• DATA
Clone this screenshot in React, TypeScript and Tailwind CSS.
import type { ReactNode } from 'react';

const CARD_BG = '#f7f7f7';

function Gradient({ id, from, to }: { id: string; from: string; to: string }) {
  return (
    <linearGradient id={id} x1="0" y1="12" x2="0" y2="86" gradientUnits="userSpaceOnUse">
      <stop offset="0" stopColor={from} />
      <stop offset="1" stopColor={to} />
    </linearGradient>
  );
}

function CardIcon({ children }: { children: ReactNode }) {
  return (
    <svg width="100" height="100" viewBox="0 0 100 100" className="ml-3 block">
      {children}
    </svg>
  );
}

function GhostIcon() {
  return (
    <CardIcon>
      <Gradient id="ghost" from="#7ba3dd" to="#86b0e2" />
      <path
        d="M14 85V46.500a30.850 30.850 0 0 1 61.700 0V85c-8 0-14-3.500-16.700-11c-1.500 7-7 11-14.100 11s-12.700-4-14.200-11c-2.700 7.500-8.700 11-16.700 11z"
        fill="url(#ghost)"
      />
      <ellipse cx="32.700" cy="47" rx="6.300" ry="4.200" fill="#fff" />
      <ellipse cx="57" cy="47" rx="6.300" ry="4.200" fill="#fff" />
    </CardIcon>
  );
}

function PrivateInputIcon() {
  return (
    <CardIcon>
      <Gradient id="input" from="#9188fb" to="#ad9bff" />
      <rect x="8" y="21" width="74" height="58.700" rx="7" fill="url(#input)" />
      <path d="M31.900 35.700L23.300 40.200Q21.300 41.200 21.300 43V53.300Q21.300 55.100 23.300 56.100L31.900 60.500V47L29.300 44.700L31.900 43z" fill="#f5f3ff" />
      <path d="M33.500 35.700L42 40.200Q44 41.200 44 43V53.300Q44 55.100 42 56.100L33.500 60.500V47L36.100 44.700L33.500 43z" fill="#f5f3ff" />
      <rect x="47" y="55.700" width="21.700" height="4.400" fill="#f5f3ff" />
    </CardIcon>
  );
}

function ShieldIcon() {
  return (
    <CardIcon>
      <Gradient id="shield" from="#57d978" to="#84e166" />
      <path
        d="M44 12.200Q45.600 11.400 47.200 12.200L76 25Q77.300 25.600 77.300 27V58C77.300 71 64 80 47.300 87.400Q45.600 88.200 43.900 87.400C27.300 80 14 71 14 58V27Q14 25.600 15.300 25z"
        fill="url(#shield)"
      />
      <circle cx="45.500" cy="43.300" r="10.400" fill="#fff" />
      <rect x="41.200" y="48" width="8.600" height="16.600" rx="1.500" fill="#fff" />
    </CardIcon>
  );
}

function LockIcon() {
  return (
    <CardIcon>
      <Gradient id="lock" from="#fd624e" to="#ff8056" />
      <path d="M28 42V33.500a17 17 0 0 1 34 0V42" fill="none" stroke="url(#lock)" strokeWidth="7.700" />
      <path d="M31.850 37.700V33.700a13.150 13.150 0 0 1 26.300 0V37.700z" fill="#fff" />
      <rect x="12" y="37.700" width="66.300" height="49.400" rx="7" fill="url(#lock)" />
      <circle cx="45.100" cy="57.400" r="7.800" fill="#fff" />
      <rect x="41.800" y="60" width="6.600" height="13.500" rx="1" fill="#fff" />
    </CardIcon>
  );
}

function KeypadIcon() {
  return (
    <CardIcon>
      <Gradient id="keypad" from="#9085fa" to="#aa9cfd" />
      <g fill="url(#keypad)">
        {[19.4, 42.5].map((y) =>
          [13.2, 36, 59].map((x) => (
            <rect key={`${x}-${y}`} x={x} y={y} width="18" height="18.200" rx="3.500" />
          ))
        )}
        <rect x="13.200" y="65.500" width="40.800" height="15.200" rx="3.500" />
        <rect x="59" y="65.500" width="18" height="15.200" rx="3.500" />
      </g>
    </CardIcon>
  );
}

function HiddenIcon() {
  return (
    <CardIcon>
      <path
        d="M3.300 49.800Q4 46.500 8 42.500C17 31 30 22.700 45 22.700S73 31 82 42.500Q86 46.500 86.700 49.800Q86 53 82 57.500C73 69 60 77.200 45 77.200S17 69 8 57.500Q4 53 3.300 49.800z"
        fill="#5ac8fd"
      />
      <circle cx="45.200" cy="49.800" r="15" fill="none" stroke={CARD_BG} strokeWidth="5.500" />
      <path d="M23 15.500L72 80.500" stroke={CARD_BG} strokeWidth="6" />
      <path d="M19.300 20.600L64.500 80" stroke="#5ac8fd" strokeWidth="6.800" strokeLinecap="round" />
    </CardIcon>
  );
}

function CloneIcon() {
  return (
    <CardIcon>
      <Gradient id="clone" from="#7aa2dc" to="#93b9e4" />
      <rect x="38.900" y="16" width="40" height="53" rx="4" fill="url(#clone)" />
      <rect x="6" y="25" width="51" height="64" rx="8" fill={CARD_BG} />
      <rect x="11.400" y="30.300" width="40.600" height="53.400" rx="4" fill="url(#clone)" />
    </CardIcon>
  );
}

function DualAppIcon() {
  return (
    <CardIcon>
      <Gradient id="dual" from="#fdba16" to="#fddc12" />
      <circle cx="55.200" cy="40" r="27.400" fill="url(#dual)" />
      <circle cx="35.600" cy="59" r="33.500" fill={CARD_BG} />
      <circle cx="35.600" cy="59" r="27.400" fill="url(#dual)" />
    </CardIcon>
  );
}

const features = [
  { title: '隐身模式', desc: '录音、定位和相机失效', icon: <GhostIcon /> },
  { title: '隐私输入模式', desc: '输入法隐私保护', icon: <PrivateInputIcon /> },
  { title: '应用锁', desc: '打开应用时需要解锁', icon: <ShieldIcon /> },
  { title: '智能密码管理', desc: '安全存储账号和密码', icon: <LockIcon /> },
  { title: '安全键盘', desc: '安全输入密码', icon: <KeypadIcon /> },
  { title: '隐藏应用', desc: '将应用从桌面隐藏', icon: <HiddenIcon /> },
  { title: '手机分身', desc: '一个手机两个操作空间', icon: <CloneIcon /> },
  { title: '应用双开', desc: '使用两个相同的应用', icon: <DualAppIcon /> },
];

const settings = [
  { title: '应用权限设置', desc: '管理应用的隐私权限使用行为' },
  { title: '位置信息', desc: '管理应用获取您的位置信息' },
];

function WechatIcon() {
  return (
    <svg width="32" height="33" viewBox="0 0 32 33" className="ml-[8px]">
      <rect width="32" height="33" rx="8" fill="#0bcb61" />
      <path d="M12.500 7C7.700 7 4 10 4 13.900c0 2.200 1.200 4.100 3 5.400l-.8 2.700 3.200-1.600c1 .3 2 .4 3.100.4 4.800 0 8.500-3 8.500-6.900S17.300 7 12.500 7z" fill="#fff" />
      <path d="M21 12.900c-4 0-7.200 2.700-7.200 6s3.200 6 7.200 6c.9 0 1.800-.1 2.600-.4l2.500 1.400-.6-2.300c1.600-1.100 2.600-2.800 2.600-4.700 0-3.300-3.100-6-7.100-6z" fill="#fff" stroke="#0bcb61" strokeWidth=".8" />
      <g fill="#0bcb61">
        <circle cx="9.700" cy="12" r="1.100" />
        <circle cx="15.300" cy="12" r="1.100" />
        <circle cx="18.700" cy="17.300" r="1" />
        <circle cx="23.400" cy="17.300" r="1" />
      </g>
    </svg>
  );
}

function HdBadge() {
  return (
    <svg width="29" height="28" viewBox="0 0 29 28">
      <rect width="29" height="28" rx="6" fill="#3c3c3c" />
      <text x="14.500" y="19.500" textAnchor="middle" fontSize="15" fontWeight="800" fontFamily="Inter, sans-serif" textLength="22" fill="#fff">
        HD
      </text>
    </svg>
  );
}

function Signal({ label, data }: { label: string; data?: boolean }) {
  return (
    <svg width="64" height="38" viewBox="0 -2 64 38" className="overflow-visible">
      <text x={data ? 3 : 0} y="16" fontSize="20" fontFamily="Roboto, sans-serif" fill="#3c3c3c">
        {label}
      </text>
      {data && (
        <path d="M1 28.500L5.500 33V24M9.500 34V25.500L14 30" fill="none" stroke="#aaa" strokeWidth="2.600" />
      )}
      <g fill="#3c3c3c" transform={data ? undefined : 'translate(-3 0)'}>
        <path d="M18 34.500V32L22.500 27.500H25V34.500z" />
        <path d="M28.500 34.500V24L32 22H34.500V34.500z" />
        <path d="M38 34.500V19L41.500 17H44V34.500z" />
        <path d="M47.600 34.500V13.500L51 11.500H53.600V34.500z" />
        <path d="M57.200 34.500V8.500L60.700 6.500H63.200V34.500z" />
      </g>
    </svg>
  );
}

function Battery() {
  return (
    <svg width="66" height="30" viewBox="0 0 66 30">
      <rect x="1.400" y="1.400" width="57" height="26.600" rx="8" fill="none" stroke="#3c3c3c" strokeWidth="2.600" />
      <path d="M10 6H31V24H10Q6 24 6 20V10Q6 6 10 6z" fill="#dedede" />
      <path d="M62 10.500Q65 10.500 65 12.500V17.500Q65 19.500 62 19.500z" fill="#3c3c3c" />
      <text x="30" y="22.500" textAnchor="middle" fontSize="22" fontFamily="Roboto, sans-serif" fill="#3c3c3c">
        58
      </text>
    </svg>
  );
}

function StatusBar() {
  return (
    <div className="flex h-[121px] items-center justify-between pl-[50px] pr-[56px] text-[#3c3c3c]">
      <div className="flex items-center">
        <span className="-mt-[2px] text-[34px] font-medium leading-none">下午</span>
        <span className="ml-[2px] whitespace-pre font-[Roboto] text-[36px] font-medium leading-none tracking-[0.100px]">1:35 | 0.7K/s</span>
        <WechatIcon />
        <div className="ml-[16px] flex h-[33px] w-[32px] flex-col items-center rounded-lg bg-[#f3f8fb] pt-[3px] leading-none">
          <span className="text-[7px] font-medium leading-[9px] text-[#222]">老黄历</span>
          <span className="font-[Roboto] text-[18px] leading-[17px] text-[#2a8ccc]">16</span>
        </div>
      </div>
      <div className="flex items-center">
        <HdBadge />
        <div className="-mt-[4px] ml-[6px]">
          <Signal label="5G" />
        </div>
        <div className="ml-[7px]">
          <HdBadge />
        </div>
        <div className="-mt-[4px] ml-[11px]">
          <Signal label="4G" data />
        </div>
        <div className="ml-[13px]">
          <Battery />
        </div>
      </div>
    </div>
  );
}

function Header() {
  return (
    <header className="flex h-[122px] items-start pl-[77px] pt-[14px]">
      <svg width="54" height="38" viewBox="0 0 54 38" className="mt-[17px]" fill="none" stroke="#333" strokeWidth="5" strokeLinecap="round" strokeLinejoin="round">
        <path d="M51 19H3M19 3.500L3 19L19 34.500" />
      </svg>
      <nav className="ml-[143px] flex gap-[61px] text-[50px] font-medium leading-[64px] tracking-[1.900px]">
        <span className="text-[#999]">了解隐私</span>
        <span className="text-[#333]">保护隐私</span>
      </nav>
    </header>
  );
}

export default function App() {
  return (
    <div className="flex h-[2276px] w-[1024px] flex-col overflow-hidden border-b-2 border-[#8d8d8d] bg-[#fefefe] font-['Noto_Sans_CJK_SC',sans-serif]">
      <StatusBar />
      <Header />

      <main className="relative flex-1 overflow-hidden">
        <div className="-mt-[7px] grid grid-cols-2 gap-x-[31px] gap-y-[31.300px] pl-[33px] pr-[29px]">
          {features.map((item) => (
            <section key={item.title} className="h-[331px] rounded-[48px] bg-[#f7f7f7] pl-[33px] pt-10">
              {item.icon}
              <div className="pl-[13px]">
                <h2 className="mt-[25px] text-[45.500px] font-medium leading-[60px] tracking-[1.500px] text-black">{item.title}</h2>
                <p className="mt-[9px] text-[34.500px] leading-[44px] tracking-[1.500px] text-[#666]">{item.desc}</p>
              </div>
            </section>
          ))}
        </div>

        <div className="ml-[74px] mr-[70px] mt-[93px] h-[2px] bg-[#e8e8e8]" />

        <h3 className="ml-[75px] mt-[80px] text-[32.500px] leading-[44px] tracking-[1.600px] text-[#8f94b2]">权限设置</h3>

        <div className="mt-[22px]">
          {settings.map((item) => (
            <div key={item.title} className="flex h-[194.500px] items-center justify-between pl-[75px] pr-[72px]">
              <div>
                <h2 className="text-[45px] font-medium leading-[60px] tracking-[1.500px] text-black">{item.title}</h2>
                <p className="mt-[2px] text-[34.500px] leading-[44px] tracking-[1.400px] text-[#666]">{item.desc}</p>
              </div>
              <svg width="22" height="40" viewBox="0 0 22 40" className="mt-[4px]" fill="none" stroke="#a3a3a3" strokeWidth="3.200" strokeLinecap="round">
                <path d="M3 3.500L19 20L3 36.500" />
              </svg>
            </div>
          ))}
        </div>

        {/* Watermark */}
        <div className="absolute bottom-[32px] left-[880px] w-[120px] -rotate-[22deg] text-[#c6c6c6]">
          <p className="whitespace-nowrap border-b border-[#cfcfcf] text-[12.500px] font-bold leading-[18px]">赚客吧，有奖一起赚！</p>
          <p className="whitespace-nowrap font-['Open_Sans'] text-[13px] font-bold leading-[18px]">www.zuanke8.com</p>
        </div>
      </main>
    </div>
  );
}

• PROBLEM STATEMENT
Print the material above verbatim, first line through the line containing "const CARD_BG = '#f7f7f7';", both included.

• SOLUTION FOR THIS EXERCISE
Clone this screenshot in React, TypeScript and Tailwind CSS.
import type { ReactNode } from 'react';

const CARD_BG = '#f7f7f7';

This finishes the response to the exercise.